The Young Victoria is an Australian television film of 1963 which aired on ABC on 27 March 1963. Based on the play Victoria Regina, it is a 60-minute drama about the courtship and marriage of Queen Victoria to Prince Albert. It stars Lola Brooks as Victoria and Ric Hutton as Albert.

The production was reduced to four vignettes. It was sponsored by the International ' Theatre Institute, the drama-wing of-UNESCO, to celebrate World Theatre day.
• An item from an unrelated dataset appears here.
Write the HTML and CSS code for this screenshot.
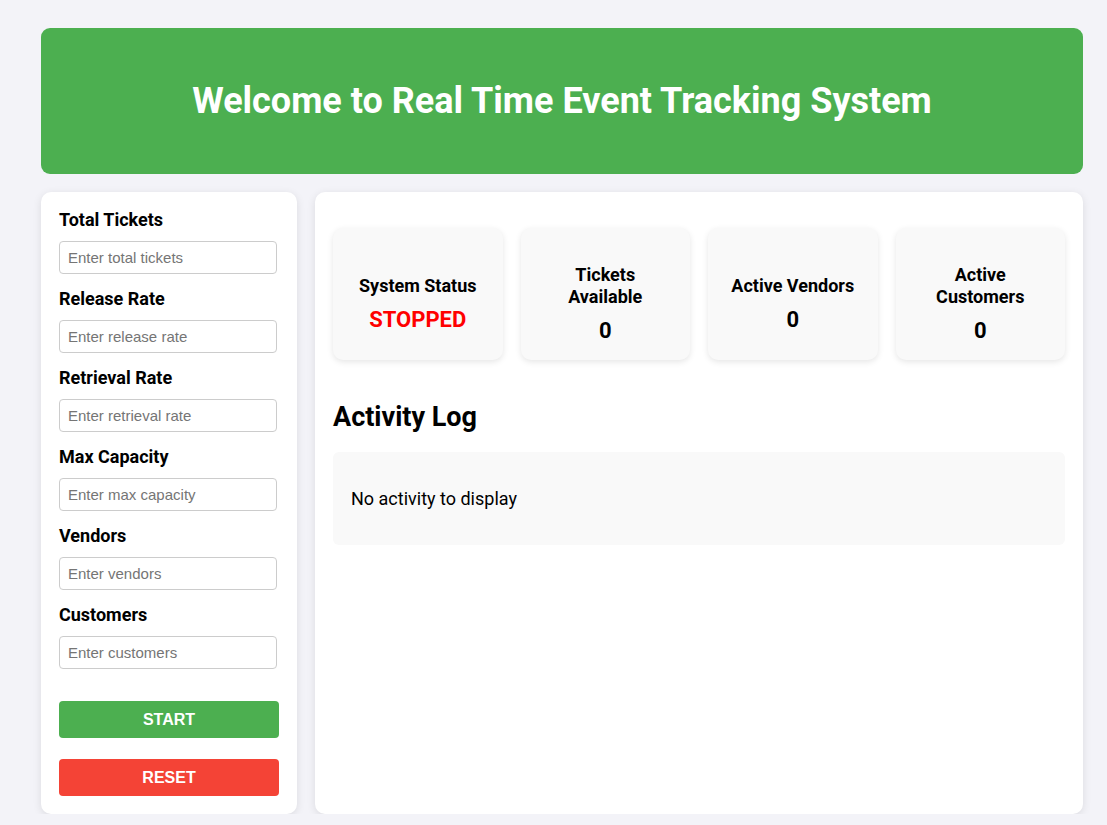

It was shown on the same day in Sydney, Melbourne and Adelaide to celebrate the day.

Premise
The courtship of Queen Victoria and Prince Albert.

Cast
Lola Brooks as Victoria
Ric Hutton as Albert
Anne Beecher		
Jasmine Greenfield as Lady Jane		
Benita Harvey		
Jessica Noad as a duchess
Alastair Roberts		
Frank Taylor		
Judith Thompson		
Vaughan Tracey		
Rhod Walker as Ernest, Albert's brother

Production
Douglas Smith did the sets.

Reception
The Sydney Morning Herald gave the film a mixed review, calling it "mildly entertaining and agreeably presented" but also "these excerpts did not succeed in amounting to a play... it was all rather like a musical comedy without the music".

The Age gave it a mixed review.

The Bulletin gave the production "three cheers".

See also
List of live television plays broadcast on Australian Broadcasting Corporation (1950s)

References

External links
The Young Victoria on IMDb

1963 television films
1960s Australian television plays
Australian television films
Australian Broadcasting Corporation original programming
English-language television shows
Black-and-white Australian television shows
Cultural depictions of Queen Victoria on television
1963 films
Films directed by Alan Burke (director)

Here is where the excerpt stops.